Motivation

TL;DR: We propose a new algorithm that learns constraint-satisfying policies with the supervision of the sub-optimal baseline policy, and provide theoretical analysis and empirical demonstration in the context of reinforcement learning with constraints.

Keywords: Safe reinforcement learning, Reinforcement learning with constraints, Imitation learning with constraints

(Code is provided in the bottom of the page)

Consider a situation where you are going to learn how to drive under the supervision of driving instructors. One instructor drives aggressively since he/she was a race car driver before. The other instructor drives conservatively since he/she is a school bus driver before. Learning from the aggressive instructor leads to an unsafe driving maneuver. On the other hand, learning from the conservative instructor results in an inefficient driving policy. The natural question to ask is how we can learn from them efficiently without compromising the constraints (e.g., safety)?

In this paper, we consider the problem of reinforcement learning when provided with a baseline control policy and a set of constraints that the controlled system must satisfy. The baseline policy might arise from a heuristic, a prior application, a teacher or demonstrator data. The constraints might encode safety, fairness or some application-specific requirements. We want to efficiently use reinforcement learning to adapt the baseline policy to improve performance and satisfy the given constraints when it is applied to the new system. The key challenge is to effectively use the baseline policy (which need not satisfy the current constraints) to aid the learning of a constraint-satisfying policy in the new application. We propose an iterative algorithm for solving this problem. Each iteration is composed of three-steps. The first step performs a policy update to increase the expected reward, the second step performs a projection to minimize the distance between the current policy and the baseline policy, and the last step performs a projection onto the set of policies that satisfy the constraints. This procedure allows the learning process to leverage the baseline policy to achieve faster learning while improving reward performance and satisfying the constraints imposed on the current problem. We analyze the convergence of the proposed algorithm and provide a finite-sample guarantee. Empirical results demonstrate that the algorithm can achieve superior performance, with 10 times fewer constraint violations and around 40% higher reward compared to state-of-the-art methods.

Updating h_D

We select h⁰_D to be small and gradually increase h^k_D at each iteration to expand the region around π_B . Specifically, we make h^k+1 > h^k if

(a) J_C(π^k) > J_C(π^k−1): this increase is to ensure a nonempty intersection between the region around π_B and the cost constraint set (feasibility). See Fig. 3(a).

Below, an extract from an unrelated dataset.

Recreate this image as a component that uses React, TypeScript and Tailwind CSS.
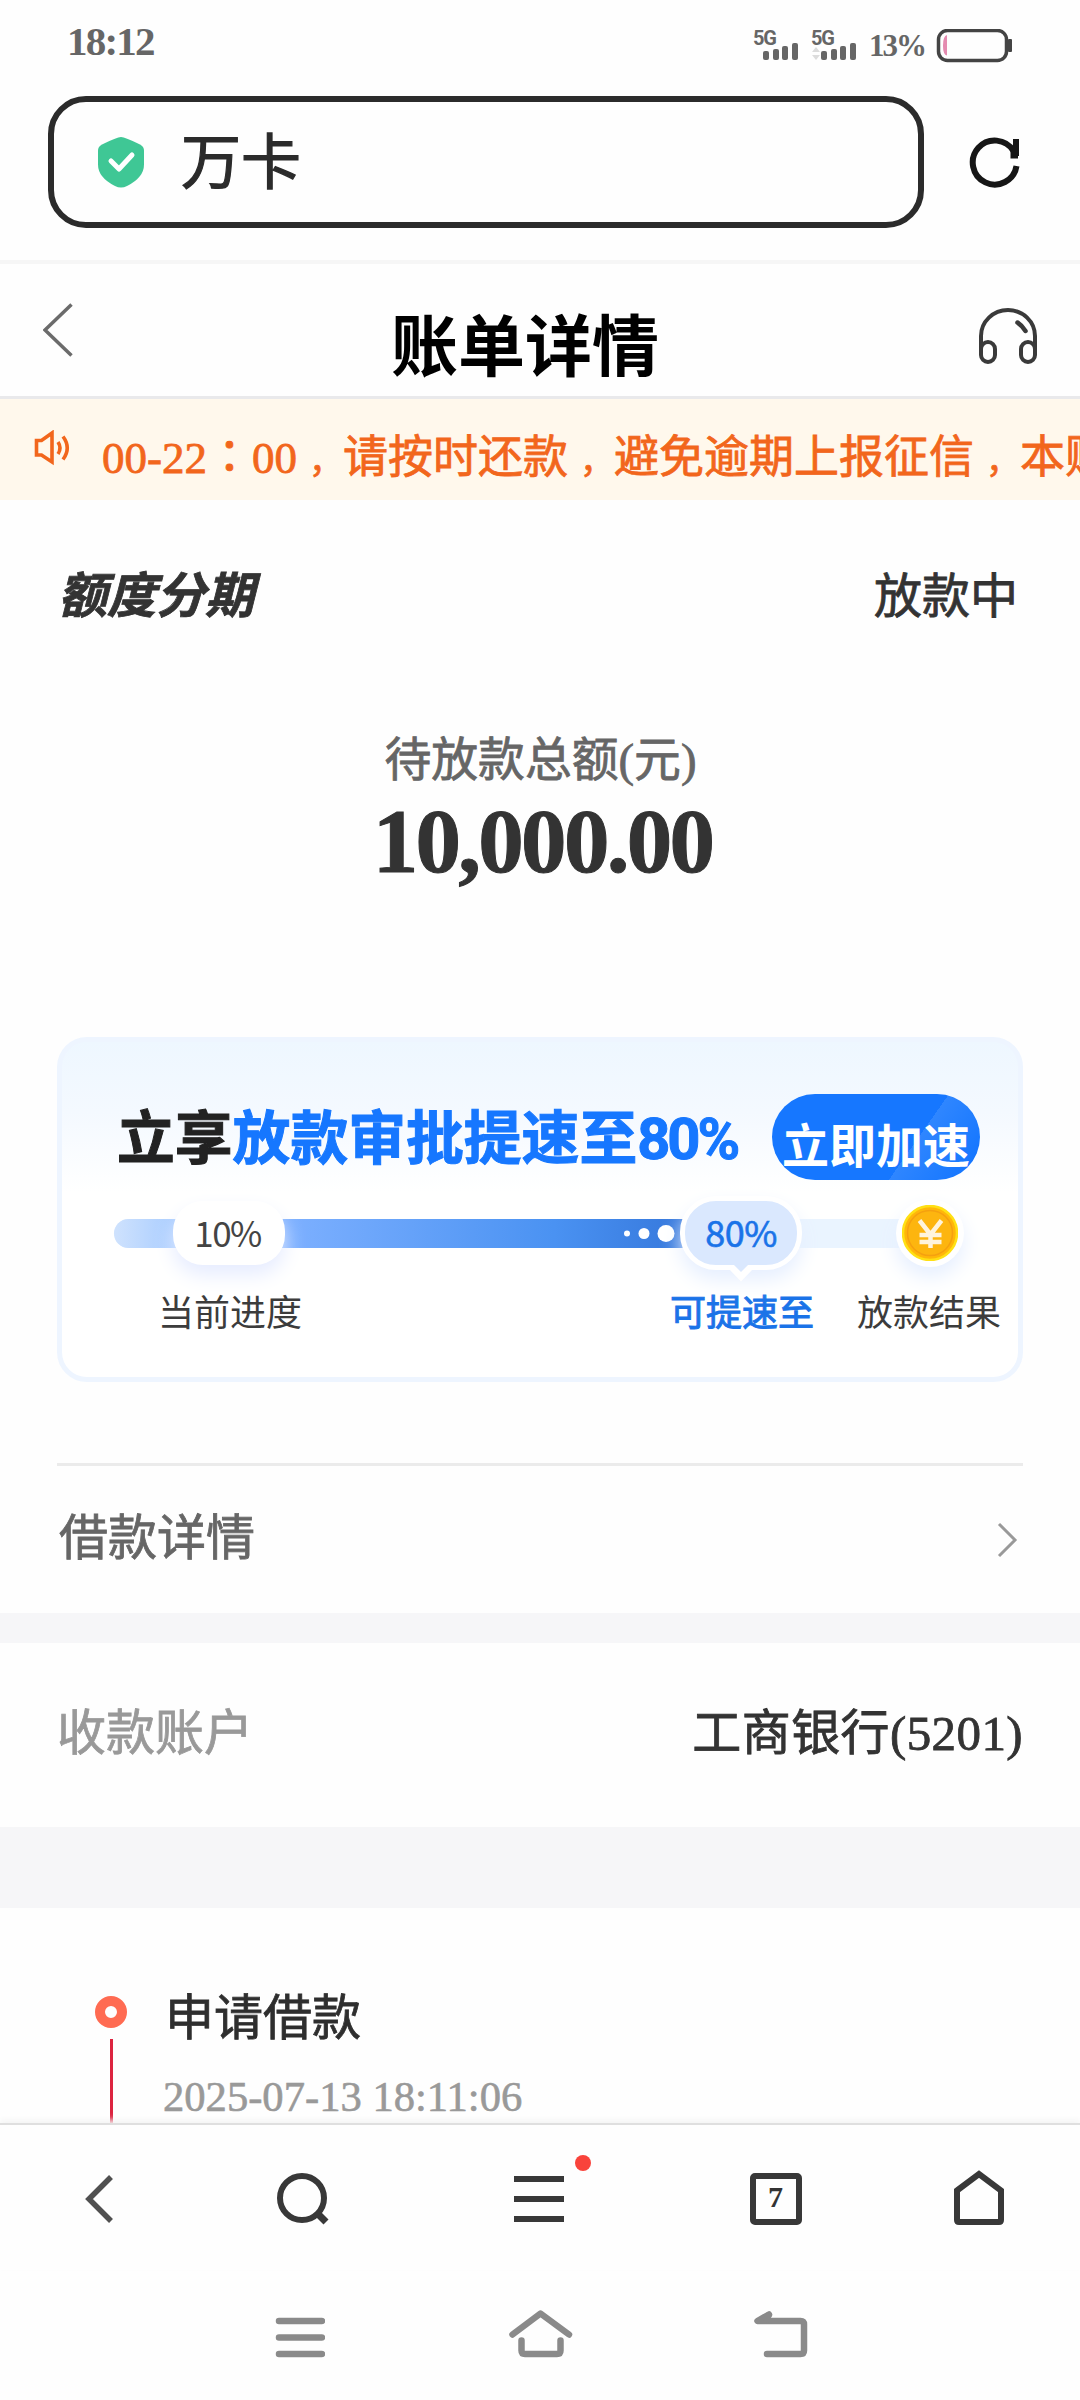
import type { ReactNode } from 'react'

const SERIF = 'font-["Liberation_Serif","Noto_Sans_CJK_SC",serif]'
const SANS = 'font-["Noto_Sans_CJK_SC",sans-serif]'

function Signal({ data = false }: { data?: boolean }) {
  return (
    <svg width="46" height="44" viewBox="0 -8 46 44" className="shrink-0">
      <text x="0" y="15.5" fontFamily="Roboto, sans-serif" fontWeight="700" fontSize="20" textLength="24" fill="#666">
        5G
      </text>
      {data && <path d="M1 23l4-5 4 5zM1 26l4 5 4-5z" fill="#dcdcdc" />}
      <g fill="#666">
        <rect x="10" y="22" width="6" height="9" rx="2" />
        <rect x="20" y="20" width="6" height="11" rx="2" />
        <rect x="29" y="17" width="6" height="14" rx="2" />
        <rect x="39" y="14" width="6" height="17" rx="2" />
      </g>
    </svg>
  )
}

function StatusBar() {
  return (
    <div className="flex h-24 items-start justify-between pl-[67px] pr-[66px] text-[#666]">
      <span className="mt-[19px] text-[41px] font-bold leading-[44px] tracking-[-1.800px]">18:12</span>
      <div className="mt-[21px] flex">
        <Signal />
        <span className="w-3" />
        <Signal data />
        <span className="ml-[12px] mt-[8px] w-[62px] text-[31px] font-bold leading-[34px] tracking-[-2px]">13%</span>
        <svg width="78" height="34" viewBox="0 0 78 34" className="ml-[4px] mr-px mt-[8px]">
          <rect x="3.5" y="1.5" width="68" height="30" rx="9" fill="none" stroke="#444" strokeWidth="3.5" />
          <path d="M12 6q-4 1-4 10.500t4 10z" fill="#e58bb0" />
          <rect x="73" y="10" width="4" height="13" rx="1" fill="#444" />
        </svg>
      </div>
    </div>
  )
}

function AddressBar() {
  return (
    <div className="flex h-[164px] items-start pl-12">
      <div className="flex h-[132px] w-[876px] items-center rounded-[38px] border-[6px] border-[#2b2b2b] pl-11">
        <svg width="46" height="52" viewBox="0 0 46 52">
          <path d="M23 1q4 0 19 7.500q4 2 4 6v14q0 13-17 21.500q-6 3-12 0Q0 41.500 0 28.500v-14q0-4 4-6Q19 1 23 1z" fill="#3fc795" />
          <path d="M13 25l8 8 13-14" fill="none" stroke="#fff" strokeWidth="5" strokeLinecap="round" strokeLinejoin="round" />
        </svg>
        <span className="ml-[37px] pt-[3px] text-[60px] leading-[80px] text-[#2b2b2b] [-webkit-text-stroke:1.2px]">万卡</span>
      </div>
      <svg width="52" height="52" viewBox="0 0 52 52" className="ml-[45px] mt-[40px]" fill="none" stroke="#161616" strokeWidth="6">
        <path d="M47.500 30A22 22 0 1 1 44.500 15" />
        <path d="M47 3v17" />
        <path d="M44 12v8h5" strokeWidth="5" />
      </svg>
    </div>
  )
}

function PageHeader() {
  return (
    <div className="flex h-[139px] items-start justify-between border-b-[3px] border-t-4 border-b-[#e9e9eb] border-t-[#f6f6f6] pl-[43px] pr-[43px]">
      <svg width="58" height="54" viewBox="0 0 58 54" className="mt-[39px]">
        <path d="M28.500 1.500L2 27l26.500 25.500" fill="none" stroke="#6b6b6b" strokeWidth="3.500" />
      </svg>
      <h1 className="mt-[44px] pr-[30px] text-[67px] font-bold leading-[80px] text-black">账单详情</h1>
      <svg width="58" height="56" viewBox="0 0 58 56" className="mt-[44px]" fill="none" stroke="#3a3a3a" strokeWidth="4">
        <path d="M2 47V28a27 26 0 0 1 54 0v19" />
        <rect x="2" y="34" width="14" height="20" rx="7" />
        <rect x="42" y="34" width="14" height="20" rx="7" />
        <path d="M38.500 14.500q4 2.500 8 8.500" strokeWidth="4.500" strokeLinecap="round" />
      </svg>
    </div>
  )
}

function Comma() {
  return <span className="pl-[12px] text-[34px] leading-none">，</span>
}

function Notice() {
  return (
    <div className="flex h-[101px] items-start overflow-hidden bg-[#fff8ec] text-[#f2661c]">
      <svg width="38" height="36" viewBox="0 0 38 36" className="ml-[34px] mt-[31px] shrink-0" fill="none" stroke="currentColor" strokeWidth="3.600">
        <path d="M2.500 10.500h5L18 3v29L7.500 25h-5z" />
        <path d="M24 12q4 6 0 12" />
        <path d="M29 6.500q8.500 11.500 0 23" />
      </svg>
      <p className="ml-[30px] mt-[32px] shrink-0 whitespace-nowrap text-[45px] leading-[52px] [-webkit-text-stroke:0.8px]">
        00-22<span className='font-["Noto_Sans_CJK_TC",sans-serif] leading-none'>：</span>00
        <Comma />
        请按时还款
        <Comma />
        避免逾期上报征信
        <Comma />
        本账单
      </p>
    </div>
  )
}

function Summary() {
  return (
    <>
      <div className="mt-[67px] flex h-[60px] justify-between pl-[58px] pr-[62px] text-[49px] leading-[60px] text-[#333]">
        <span className="font-bold italic [-webkit-text-stroke:0.8px]">额度分期</span>
        <span className="text-[48px] [-webkit-text-stroke:0.8px]">放款中</span>
      </div>
      <div className="mt-[103px] pl-px text-center text-[46.800px] leading-[60px] text-[#666] [-webkit-text-stroke:0.8px]">待放款总额(元)</div>
      <div className="mt-[2px] pl-[5px] text-center text-[91px] font-bold leading-[100px] tracking-[-2.700px] text-[#333] [-webkit-text-stroke:1px]">10,000.00</div>
    </>
  )
}

function Coin() {
  return (
    <svg width="56" height="56" viewBox="0 0 56 56">
      <circle cx="28" cy="28" r="27" fill="#ffb60a" stroke="#ffe014" strokeWidth="2.500" />
      <circle cx="28" cy="28" r="22.500" fill="#fdb50f" stroke="#f5a010" strokeWidth="1.500" />
      <path d="M17.500 15.500l11 14L39.500 15.500M28.500 29v14M17.500 30h22M17.500 37h22" fill="none" stroke="#fff4dc" strokeWidth="4.500" />
    </svg>
  )
}

function SpeedCard() {
  return (
    <div className="mx-[57px] mt-[145px] h-[345px] rounded-[30px] border-[5px] border-[#eef5ff] bg-[linear-gradient(#eef7ff_0px,#f4f9ff_70px,#ffffff_150px)]">
      <div className="flex h-[142px] pl-[53px] pt-[52px]">
        <h2 className="mt-[6px] w-[657px] shrink-0 whitespace-nowrap pl-[2px] text-[57.800px] font-bold leading-[80px] text-[#222] [-webkit-text-stroke:1px]">
          立享<span className="text-[#1677ff]">放款审批提速至<span className="font-[Roboto,sans-serif] leading-none tracking-[-3px]">80%</span></span>
        </h2>
        <div className="flex h-[86px] w-[208px] shrink-0 justify-center overflow-hidden rounded-full bg-[linear-gradient(125deg,#1677ff_66%,#2f86ff_66%,#1677ff_92%)]">
          <span className="whitespace-nowrap pt-[20px] text-[47px] font-bold leading-[66px] text-white">立即加速</span>
        </div>
      </div>
      <div className="relative ml-[52px] mt-[35px] h-[29px] w-[816px] rounded-full bg-[#eaf4ff]">
        <div className="h-full w-[580px] rounded-l-full bg-[linear-gradient(90deg,#cfe2fd_0px,#a9cdff_60px,#7db0ff_172px,#4a92f2_440px,#3678dc_570px)]" />
        <svg width="60" height="20" viewBox="0 0 60 20" className="absolute left-[508px] top-[4px]" fill="#fff">
          <circle cx="5" cy="10.500" r="3" />
          <circle cx="22" cy="10.500" r="5.500" />
          <circle cx="44" cy="10.500" r="8.500" />
        </svg>
        <div className={`absolute -top-[18px] left-[59px] h-[64px] w-[112px] rounded-[30px] bg-white pr-[3px] text-center text-[35px] leading-[61px] tracking-[-1.500px] text-[#444] shadow-[0_10px_20px_#e6ecff] ${SANS}`}>
          10%
        </div>
        <div className={`absolute -top-[23px] left-[566px] h-[74px] w-[122px] rounded-[36px] border-[5px] border-white bg-[#dae8fe] text-center text-[36px] leading-[61px] tracking-[-0.500px] text-[#1a73e8] shadow-[0_10px_20px_#e6efff] [-webkit-text-stroke:0.6px] ${SANS}`}>
          80%
          <svg width="24" height="17" viewBox="0 0 24 17" className="absolute -bottom-[17px] left-[44px]">
            <path d="M0 4L12 16.500 24 4V0H0z" fill="#fff" />
            <path d="M5 0h14l-7 7z" fill="#dae8fe" />
          </svg>
        </div>
        <div className="absolute -top-[20px] left-[782px] flex h-[68px] w-[68px] items-center justify-center rounded-full bg-white shadow-[0_10px_20px_#e6efff]">
          <Coin />
        </div>
      </div>
      <div className={`mt-[35px] flex h-[54px] pl-[96px] text-[36px] leading-[54px] text-[#3c3c3c] ${SANS}`}>
        <span className="w-[512px]">当前进度</span>
        <span className="w-[187px] text-[#1a73e8] [-webkit-text-stroke:1px]">可提速至</span>
        <span>放款结果</span>
      </div>
    </div>
  )
}

function Details() {
  return (
    <>
      <div className="mx-[57px] mt-[81px] flex h-[150px] items-start justify-between border-t-[3px] border-[#ebebeb]">
        <span className="mt-[43px] pl-[2px] text-[49px] leading-[60px] text-[#666] [-webkit-text-stroke:0.8px]">借款详情</span>
        <svg width="30" height="36" viewBox="0 0 30 36" className="mt-[56px]">
          <path d="M6 2l16 16L6 34" fill="none" stroke="#999" strokeWidth="3" />
        </svg>
      </div>
      <div className="h-[30px] bg-[#f6f6f8]" />
      <div className="flex h-[184px] items-center justify-between px-[57px] pb-[2px] text-[49px] leading-[60px] [-webkit-text-stroke:0.8px]">
        <span className="text-[#999]">收款账户</span>
        <span className="tracking-[0.400px] text-[#333]">工商银行(5201)</span>
      </div>
      <div className="h-[81px] bg-[#f6f6f8]" />
      <div className="flex pl-[95px] pt-[80px]">
        <div className="flex w-8 flex-col items-center">
          <span className="mt-2 h-8 w-8 shrink-0 rounded-full border-[10px] border-[#ff6b52]" />
          <span className="mt-[11px] h-[90px] w-[3px] shrink-0 bg-[#dc2440]" />
        </div>
        <div className="ml-[36px]">
          <p className="pl-[2px] pt-px text-[49px] leading-[60px] text-[#2e2e2e] [-webkit-text-stroke:0.8px]">申请借款</p>
          <p className="mt-[18px] text-[42.600px] leading-[60px] text-[#999] [-webkit-text-stroke:0.6px]">2025-07-13 18:11:06</p>
        </div>
      </div>
    </>
  )
}

function Slot({ children, width }: { children: ReactNode; width: string }) {
  return <div className={`flex justify-center ${width}`}>{children}</div>
}

function BrowserNav() {
  return (
    <nav className="flex h-[147px] items-center border-t-2 border-[#dfdfdf] bg-[#fefefe] pt-[2px] shadow-[0_-3px_6px_#f4f4f4]">
      <Slot width="w-[200px]">
        <svg width="30" height="50" viewBox="0 0 30 50">
          <path d="M26 3L4 25l22 22" fill="none" stroke="#505050" strokeWidth="5.500" />
        </svg>
      </Slot>
      <Slot width="w-[208px]">
        <svg width="54" height="56" viewBox="0 0 54 56" fill="none" stroke="#383838" strokeWidth="6">
          <circle cx="25" cy="27" r="22" />
          <path d="M40 42l9 9" strokeWidth="7" />
        </svg>
      </Slot>
      <Slot width="w-[262px]">
        <div className="relative">
          <svg width="50" height="50" viewBox="0 0 50 50" fill="none" stroke="#383838" strokeWidth="6">
            <path d="M0 5h50M0 25h50M0 45h50" />
          </svg>
          <span className="absolute -right-[27px] -top-[19px] h-4 w-4 rounded-full bg-[#f9433b]" />
        </div>
      </Slot>
      <Slot width="w-[211px]">
        <div className="flex h-[52px] w-[52px] items-center justify-center rounded-[5px] border-[6px] border-[#383838] pb-1 text-[30px] font-bold leading-none text-[#333]">
          7
        </div>
      </Slot>
      <Slot width="w-[196px]">
        <svg width="52" height="58" viewBox="0 0 52 58">
          <path d="M4 20.500L26 4l22 16.500V50q0 2-2 2H6q-2 0-2-2z" fill="none" stroke="#383838" strokeWidth="6" />
        </svg>
      </Slot>
    </nav>
  )
}

function SystemNav() {
  return (
    <div className="flex h-[130px] items-start pl-[275px] pt-[40px]">
      <svg width="50" height="50" viewBox="0 0 50 50" fill="none" stroke="#8a8a8a" strokeWidth="6.500" strokeLinecap="round">
        <path d="M4 11h43M4 27.500h43M4 44h43" />
      </svg>
      <svg width="64" height="54" viewBox="0 0 64 54" className="ml-[184px]" fill="none" stroke="#8a8a8a" strokeWidth="6.500" strokeLinecap="round" strokeLinejoin="round">
        <path d="M3.500 24.500L31.500 3.500 60 24.500" />
        <path d="M12.500 30.500v10q0 3.500 3.500 3.500h32q3.500 0 3.500-3.500v-10" />
      </svg>
      <svg width="54" height="54" viewBox="0 0 54 54" className="ml-[181px]" fill="none" stroke="#8a8a8a" strokeWidth="6.500" strokeLinecap="round" strokeLinejoin="round">
        <path d="M15 4.500L3.500 11h43q3.500 0 3.500 3.500v26q0 3.500-3.500 3.500H13" />
        <path d="M14.500 5.500l-2 4" />
      </svg>
    </div>
  )
}

export default function App() {
  return (
    <div className={`flex h-[2400px] w-[1080px] flex-col overflow-hidden bg-[#fefefe] ${SERIF}`}>
      <StatusBar />
      <AddressBar />
      <div className="h-[1863px] overflow-hidden">
        <PageHeader />
        <Notice />
        <Summary />
        <SpeedCard />
        <Details />
      </div>
      <BrowserNav />
      <SystemNav />
    </div>
  )
}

(b) J_R(π^k) < J_R(π^k−1): this increase gives the next policy more freedom to improve the reward and the cost constraint performance (exploration). See Fig. 3(b).

Finite Sample Guarantees

We further analyze SPACE in terms of convergence rate. We show that under the KL divergence projection or 2-norm projection, both projections take quadratic time to converge to a first order stationary point. The convergence rate depends on the spectrum of the Fisher information matrix of the policy, allowing us to characterize the difference between these two projections.